On almost every table you’ll see severals tostadas de ceviche, which can be had for only a $1.50 each. A crispy tortilla is topped with either pescado (tilapia), camaron (shrimp), pulpo (octopus) or abúlon (abalone) then mixed with lime juice, tomatoes, cilantro and onions and topped with a few slivers of avocado. The ceviche de camaron in particular, is one of the best I’ve had, the sweet tender shrimp balancing the acid of the lime juice nicely. Further improvements can be had with a fews shakes of their home-made hot sauce, which sits on the table disguised in refilled Tapatio bottles, though La Sirena’s version is much spicy and thicker than the commercial hot sauce it replaces. Also popular is the michelada, a oddly-quenching combination of beer, Clamato, lime and salt, which can be best described as the cerveza-based cousin of a Bloody Mary. The cocteles, seafood cocktails, arrive in massive glass goblets brimming with cilantro, avocado and a briny broth that is enhanced by the unlikely, but tasty, combination of what seems to be ketchup and orange juice. A spoon comes alongside, though most prefer scooping up massive hunks of seafood with the provided basket of tortilla chips.

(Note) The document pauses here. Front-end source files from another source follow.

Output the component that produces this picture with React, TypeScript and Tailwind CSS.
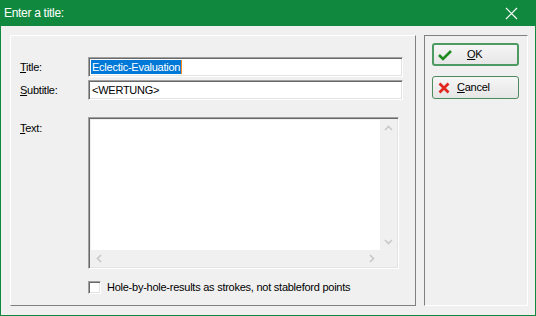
import React from 'react';

const font = { fontFamily: '"Liberation Sans", Arial, sans-serif' };

const sunken =
  'border border-t-[#a0a0a0] border-l-[#a0a0a0] border-b-white border-r-white shadow-[inset_1px_1px_0_#696969,inset_-1px_-1px_0_#e3e3e3]';

function Chevron({ dir }: { dir: 'up' | 'down' | 'left' | 'right' }) {
  const paths: Record<string, string> = {
    up: 'M1 6 L4.5 2.5 L8 6',
    down: 'M1 3 L4.5 6.5 L8 3',
    left: 'M6 1 L2.5 4.5 L6 8',
    right: 'M3 1 L6.5 4.5 L3 8',
  };
  return (
    <svg width="9" height="9" viewBox="0 0 9 9">
      <path d={paths[dir]} fill="none" stroke="#c8c8c8" strokeWidth="1.6" />
    </svg>
  );
}

function Field({ value, selected }: { value: string; selected?: boolean }) {
  return (
    <div className={`h-[20px] w-[315px] bg-white ${sunken} flex items-center pl-[2px]`}>
      {selected ? (
        <span className="flex items-center">
          <span className="bg-[#0078d7] text-white leading-[14px] px-px">{value}</span>
          <span className="w-px h-[14px] bg-[#ff8c1a]" />
        </span>
      ) : (
        <span className="text-black px-px">{value}</span>
      )}
    </div>
  );
}

function Button({ icon, label, first, def }: { icon: React.ReactNode; label: string; first: string; def?: boolean }) {
  return (
    <div
      className={`h-[23px] w-[87px] rounded-[3px] flex items-center bg-gradient-to-b from-[#f6f6f6] to-[#e6e6e6] ${
        def ? 'border-2 border-[#4d9a63]' : 'border border-[#4d8a5d]'
      }`}
    >
      <span className="w-[22px] flex justify-center shrink-0">{icon}</span>
      <span className={`text-black ${def ? 'ml-[11px]' : 'ml-[2px]'}`}>
        <span className="underline underline-offset-1">{first}</span>
        {label}
      </span>
    </div>
  );
}

export default function App() {
  return (
    <div className="w-[536px] h-[316px] flex flex-col bg-[#10893e] text-[11px] tracking-[-0.25px]" style={font}>
      <div className="h-[26px] shrink-0 flex items-center justify-between pl-[4px] pr-[18px]">
        <span className="text-white text-[12px] tracking-[-0.3px]">Enter a title:</span>
        <svg width="13" height="13" viewBox="0 0 13 13">
          <path d="M1 1 L12 12 M12 1 L1 12" stroke="white" strokeWidth="1.2" />
        </svg>
      </div>
      <div className="flex-1 mx-px mb-px bg-[#f0f0f0] flex gap-[8px] pl-[9px] pr-[7px] pt-[9px] pb-[9px]">
        <div className="w-[406px] border border-t-white border-l-white border-r-[#808080] border-b-[#808080] flex flex-col pl-[9px] pt-[21px]">
          <div className="flex items-center h-[20px]">
            <span className="w-[68px]">
              <span className="underline">T</span>itle:
            </span>
            <Field value="Eclectic-Evaluation" selected />
          </div>
          <div className="flex items-center h-[20px] mt-[3px]">
            <span className="w-[68px]">
              <span className="underline">S</span>ubtitle:
            </span>
            <Field value="<WERTUNG>" />
          </div>
          <div className="flex items-start mt-[17px]">
            <span className="w-[68px] mt-[3px]">
              <span className="underline">T</span>ext:
            </span>
            <div className={`w-[311px] h-[152px] ${sunken} bg-[#f0f0f0] p-[2px] flex flex-col`}>
              <div className="flex flex-1">
                <div className="flex-1 bg-white" />
                <div className="w-[16px] flex flex-col justify-between items-center py-[4px]">
                  <Chevron dir="up" />
                  <Chevron dir="down" />
                </div>
              </div>
              <div className="h-[16px] flex items-center justify-between pl-[4px] pr-[20px]">
                <Chevron dir="left" />
                <Chevron dir="right" />
              </div>
            </div>
          </div>
          <div className="flex items-center mt-[10px]">
            <span className="w-[13px] h-[13px] bg-white border border-t-[#a0a0a0] border-l-[#a0a0a0] border-b-white border-r-white shadow-[inset_1px_1px_0_#696969,inset_-1px_-1px_0_#e3e3e3] ml-[68px]" />
            <span className="ml-[6px]">Hole-by-hole-results as strokes, not stableford points</span>
          </div>
        </div>
        <div className="w-[104px] border border-t-[#808080] border-l-[#808080] border-r-white border-b-white flex flex-col items-start pl-[7px] pt-[7px] gap-[10px]">
          <Button
            def
            first="O"
            label="K"
            icon={
              <svg width="14" height="12" viewBox="0 0 14 12">
                <path d="M1 6 L5 10 L13 2" fill="none" stroke="#1f8a1f" strokeWidth="2.6" />
              </svg>
            }
          />
          <Button
            first="C"
            label="ancel"
            icon={
              <svg width="12" height="12" viewBox="0 0 12 12">
                <path d="M1.5 1.5 L10.5 10.5 M10.5 1.5 L1.5 10.5" stroke="#e0281e" strokeWidth="2.8" />
              </svg>
            }
          />
        </div>
      </div>
    </div>
  );
}
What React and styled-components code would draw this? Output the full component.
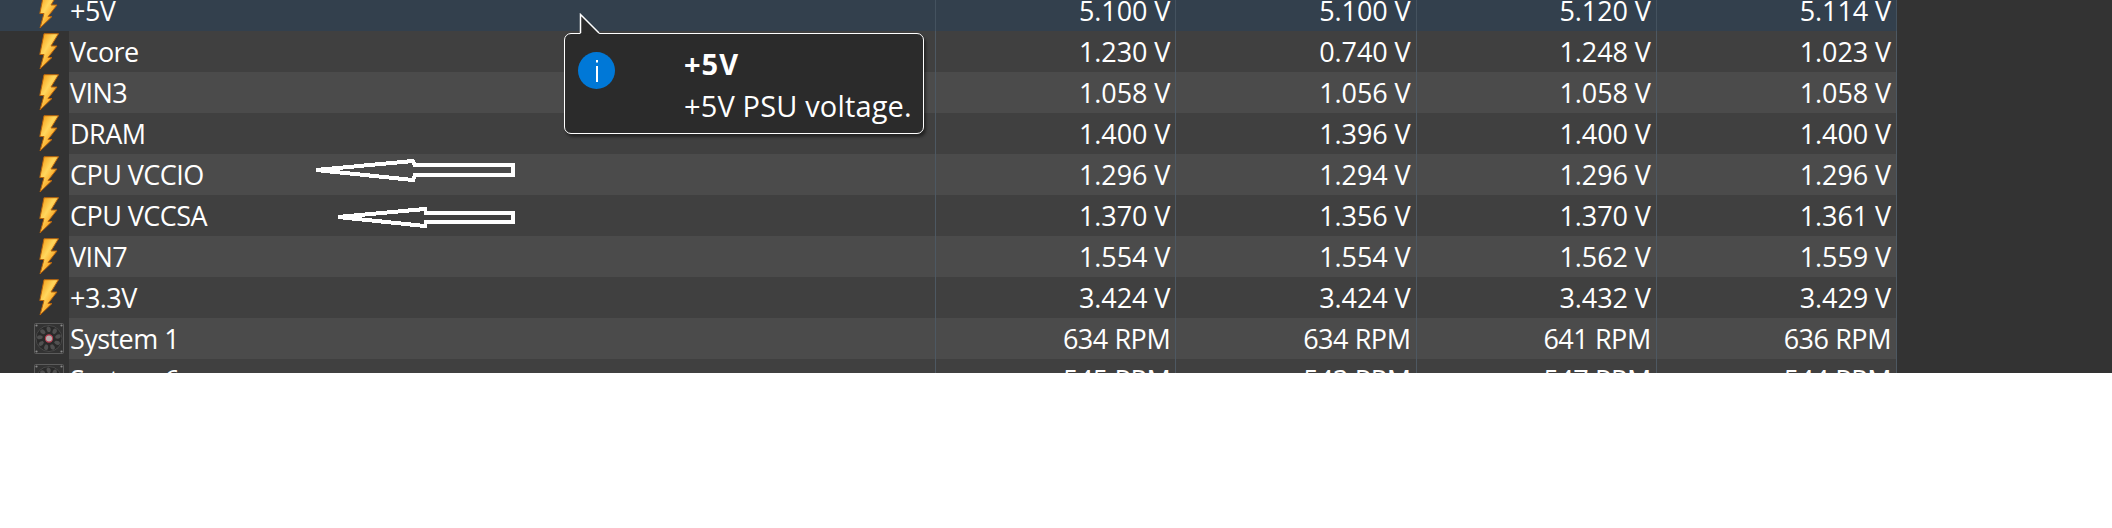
import React from "react";
import styled, { createGlobalStyle } from "styled-components";

const rows = [
  { name: "+5V", icon: "volt", values: ["5.100 V", "5.100 V", "5.120 V", "5.114 V"], selected: true },
  { name: "Vcore", icon: "volt", values: ["1.230 V", "0.740 V", "1.248 V", "1.023 V"] },
  { name: "VIN3", icon: "volt", values: ["1.058 V", "1.056 V", "1.058 V", "1.058 V"] },
  { name: "DRAM", icon: "volt", values: ["1.400 V", "1.396 V", "1.400 V", "1.400 V"] },
  { name: "CPU VCCIO", icon: "volt", values: ["1.296 V", "1.294 V", "1.296 V", "1.296 V"] },
  { name: "CPU VCCSA", icon: "volt", values: ["1.370 V", "1.356 V", "1.370 V", "1.361 V"] },
  { name: "VIN7", icon: "volt", values: ["1.554 V", "1.554 V", "1.562 V", "1.559 V"] },
  { name: "+3.3V", icon: "volt", values: ["3.424 V", "3.424 V", "3.432 V", "3.429 V"] },
  { name: "System 1", icon: "fan", values: ["634 RPM", "634 RPM", "641 RPM", "636 RPM"] },
  { name: "System 6", icon: "fan", values: ["545 RPM", "543 RPM", "547 RPM", "544 RPM"] },
];

const GlobalStyle = createGlobalStyle`
  html, body {
    margin: 0;
    background: #fff;
  }
`;

const Page = styled.div`
  position: relative;
  width: 2112px;
  height: 528px;
  overflow: hidden;
`;

const Viewport = styled.div`
  height: 373px;
  overflow: hidden;
  background: #333;
  font-family: "Open Sans", "Noto Sans", sans-serif;
  color: #fff;
`;

const Table = styled.div`
  width: 1897px;
  margin-top: -10px;
`;

const Row = styled.div`
  display: grid;
  grid-template-columns: 69px 867px repeat(4, 240.25px);
  height: 41px;
`;

const IconCell = styled.div`
  display: flex;
  justify-content: flex-end;
  align-items: center;
  padding-right: ${(p) => (p.$fan ? "5px" : "10px")};
  background: ${(p) => (p.$selected ? "#33404d" : "#333")};
`;

const NameCell = styled.div`
  display: flex;
  align-items: center;
  padding-left: 1px;
  font-size: 27px;
  letter-spacing: -0.55px;
  white-space: nowrap;
  background: ${(p) => (p.$selected ? "#33404d" : p.$odd ? "#4b4b4b" : "#404040")};
  border-right: 1.5px solid ${(p) => (p.$selected ? "#44525f" : "#4d5862")};
`;

const ValueCell = styled(NameCell)`
  justify-content: flex-end;
  padding: 0 5px 0 0;
  letter-spacing: ${(p) => (p.$rpm ? "-0.45px" : "-0.1px")};
`;

const Arrows = styled.svg`
  position: absolute;
  left: 0;
  top: 0;
  width: 600px;
  height: 240px;
  pointer-events: none;
`;

const Tooltip = styled.div`
  position: absolute;
  left: 564px;
  top: 33px;
  box-sizing: border-box;
  width: 360px;
  height: 101px;
  display: flex;
  background: #2b2b2b;
  border: 1.5px solid #fff;
  border-radius: 7px;
  box-shadow: 2px 3px 3px rgba(0, 0, 0, 0.45);
  font-family: "Open Sans", "Noto Sans", sans-serif;
  color: #fff;
`;

const Tail = styled.svg`
  position: absolute;
  left: 14px;
  top: -21px;
  width: 22px;
  height: 23px;
`;

const InfoBadge = styled.div`
  flex: none;
  width: 37px;
  height: 37px;
  margin: 18px 0 0 13px;
  border-radius: 50%;
  background: #0078d7;
  display: flex;
  align-items: center;
  justify-content: center;
`;

const TooltipText = styled.div`
  margin-left: 69px;
  padding-top: 9px;
  white-space: nowrap;
`;

const TooltipTitle = styled.div`
  font-size: 29px;
  font-weight: 700;
  line-height: 42px;
  letter-spacing: 1px;
`;

const TooltipBody = styled.div`
  font-size: 29px;
  line-height: 42px;
  letter-spacing: 0.15px;
`;

const Bolt = () => (
  <svg width="20" height="37" viewBox="0 0 20 37">
    <defs>
      <linearGradient id="boltFill" x1="0.1" y1="0" x2="0.8" y2="0.8">
        <stop offset="0" stopColor="#f59a12" />
        <stop offset="0.45" stopColor="#ffd75e" />
        <stop offset="1" stopColor="#f88c06" />
      </linearGradient>
    </defs>
    <path
      d="M5 .7H19.500L12 13H18L9 24.500H13L1 36L5 21.500H.8Z"
      fill="url(#boltFill)"
      stroke="#b8640c"
      strokeWidth="1"
      strokeLinejoin="round"
    />
  </svg>
);

const bladeAngles = [0, 40, 80, 120, 160, 200, 240, 280, 320];

const Fan = () => (
  <svg width="30" height="31" viewBox="0 0 30 31">
    <rect x=".5" y=".5" width="29" height="30" rx="1" fill="#333" stroke="#5c5c5c" />
    <circle cx="15" cy="15.500" r="13" fill="#2a2a2a" stroke="#484848" />
    {bladeAngles.map((a) => (
      <path
        key={a}
        d="M14 9C12 7 12 4 14 3.500C16.500 3.500 17.500 6 16 9Z"
        fill="#505050"
        transform={`rotate(${a} 15 15.500)`}
      />
    ))}
    <circle cx="15" cy="15.500" r="3.600" fill="#b5adad" stroke="#b83a4e" strokeWidth="1.100" />
    {[[2.5, 2.5], [27.5, 2.5], [2.5, 28.5], [27.5, 28.5]].map(([x, y]) => (
      <circle key={x + "-" + y} cx={x} cy={y} r="1.100" fill="#8a8a8a" />
    ))}
  </svg>
);

const App = () => {
  return (
    <Page>
      <GlobalStyle />
      <Viewport>
        <Table>
          {rows.map((row, i) => (
            <Row key={row.name}>
              <IconCell $selected={row.selected} $fan={row.icon === "fan"}>
                {row.icon === "fan" ? <Fan /> : <Bolt />}
              </IconCell>
              <NameCell $selected={row.selected} $odd={i % 2 === 0}>
                {row.name}
              </NameCell>
              {row.values.map((v, j) => (
                <ValueCell
                  key={j}
                  $selected={row.selected}
                  $odd={i % 2 === 0}
                  $rpm={row.icon === "fan"}
                >
                  {v}
                </ValueCell>
              ))}
            </Row>
          ))}
        </Table>
      </Viewport>

      <Arrows viewBox="0 0 600 240">
        <g fill="none" stroke="#fff" strokeWidth="4" shapeRendering="crispEdges">
          <path d="M316 170L413 161L415 165H513V175H415L413 180Z" />
          <path d="M338 217L425 209L426 213H513V222H426L425 226Z" />
        </g>
      </Arrows>

      <Tooltip>
        <Tail viewBox="0 0 22 23">
          <path d="M1.500 21.500V1.500L21 21.500Z" fill="#2b2b2b" />
          <path d="M1.500 20V1.500L20 20" fill="none" stroke="#fff" strokeWidth="1.500" />
        </Tail>
        <InfoBadge>
          <svg width="4" height="22" viewBox="0 0 4 22">
            <rect x="1" y="0" width="2" height="2.500" fill="#fff" />
            <rect x="1" y="6" width="2" height="16" fill="#fff" />
          </svg>
        </InfoBadge>
        <TooltipText>
          <TooltipTitle>+5V</TooltipTitle>
          <TooltipBody>+5V PSU voltage.</TooltipBody>
        </TooltipText>
      </Tooltip>
    </Page>
  );
};

export default App;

If you want to venture into true soup category, then you’d be best to order the caldo de siete mares, alliteratively translated as the soup of seven seas. A bowl the size of the a hard-hat is filled a simmering oregano-tinged tomato and fish broth chock full of rough chunks of halibut, with skin and bone intact, clams, shrimp, octopus, and finally, meaty crab legs that jut out from the surface at menacing angles. The broth itself is quite mild, strengthen if you wish by the addition of onions, cilantro or dried chiles. The most reasonable way to eat this soup though is with your hands, cracking crab legs and sucking the tender bits of fish that fall from the bone, while a pile of discarded crustacean carcasses amasses on your plate. Seafood may be a more dainty affair for some, but here it is served in it’s rawest form (literally). A more extravagant meal can certainly be found at nearby Mariscos Chente, but the food here is fresh, flavorful, and homey in it’s own right. It’s the kind of place that makes you understand why savoring an icy beer and plate of ceviche as the sun sets may be one of the best after work rituals this city has to offer.